“La pedagogía del castigo, como diría Foucault, sigue siendo la base de muchas relaciones jurídicas”
En el ámbito jurídico, el miedo suele verse como un factor subjetivo que puede anular el consentimiento, justificar una legítima defensa o atenuar la responsabilidad penal. Sin embargo, rara vez se aborda como fenómeno estructural, como un instrumento de control o como una consecuencia de la forma en que se construye, aplica y percibe el Derecho. Desde el enfoque de esta ciencia me surge una pregunta, ¿Puede el miedo tener raíces jurídicas? La respuesta, aunque nos resulte incómoda, es afirmativa.
Veamos. Los ordenamientos jurídicos modernos afirman basarse en el principio de seguridad jurídica, el cual busca ofrecer certeza sobre las reglas del juego en una sociedad. Pero la experiencia cotidiana muestra algo más ambiguo, que el Derecho también puede ser una fuente de incertidumbre, desigualdad e incluso temor.
Las personas temen a las instituciones, a los procedimientos, a las sanciones, a los formalismos y, sobre todo, a un sistema que muchas veces se siente lejano, opaco y excluyente.
Este miedo jurídico tiene diversas formas. Está el miedo burocrático, ese que paraliza al ciudadano ante la amenaza de un trámite difícil o una norma incomprensible. Está el miedo penal, que pesa de forma desproporcionada sobre los “de ruana”, el miedo constitucional, que experimentan los movimientos sociales cuando el aparato estatal reacciona con represión frente a demandas legítimas. Y está, por supuesto, el miedo laboral, alimentado por relaciones desiguales donde el desconocimiento o la debilidad normativa deja al trabajador expuesto a la arbitrariedad.
Lo más preocupante es que este miedo no es siempre una falla del sistema; a veces es parte funcional de su diseño. El Derecho se convierte así en una tecnología de gobierno que administra el comportamiento más por temor que por convicción. Se legisla con sanciones, se reglamenta con advertencias, se fiscaliza con amenazas. La pedagogía del castigo, como diría Foucault, sigue siendo la base de muchas relaciones jurídicas.
Sin embargo, no todo está perdido.
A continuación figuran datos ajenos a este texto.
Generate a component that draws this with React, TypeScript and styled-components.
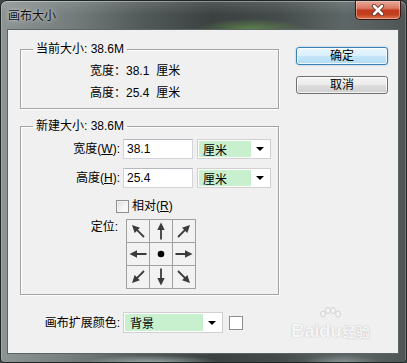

También existe un Derecho que libera, que empodera, que ofrece herramientas para enfrentar la injusticia. Ese es el Derecho transformador, el que promueve garantías, el que reconoce la dignidad humana como principio y fin. Es el Derecho que no se impone desde arriba, sino que se construye desde abajo, en diálogo con las comunidades y con respeto a la diferencia.
Superar la raíz del miedo jurídico implica una reforma no solo legal sino cultural por lo que debemos replantear el lugar del Derecho en la vida cotidiana. Por ejemplo, de acercarlo a la ciudadanía mediante el lenguaje claro, la justicia restaurativa, la pedagogía de derechos y una administración menos vertical. Se trata de formar operadores jurídicos con sensibilidad social y de construir instituciones que inspiren confianza, no terror.
El reto, entonces, no es solo garantizar derechos en el papel, sino cambiar la forma en que se aplican, se reclaman y se entienden. La Corte ha avanzado en esta tarea, pero poco sirve proclamar que todos somos iguales ante la ley si el acceso a la justicia sigue siendo privilegio de unos pocos, o afirmar que los derechos fundamentales son inviolables, mientras se multiplican los obstáculos para ejercerlos.
La raíz del miedo en Colombia no está únicamente en la violencia armada o en la desigualdad económica. Está también en un Derecho que aún se percibe como ajeno, lejano, e incluso hostil. Superar ese miedo es una tarea jurídica y ética, que el Derecho deje de ser un instrumento de dominación y se convierta en lo que la Constitución prometió en 1991, un escudo de dignidad para todos, una promesa de justicia, no una advertencia de castigo.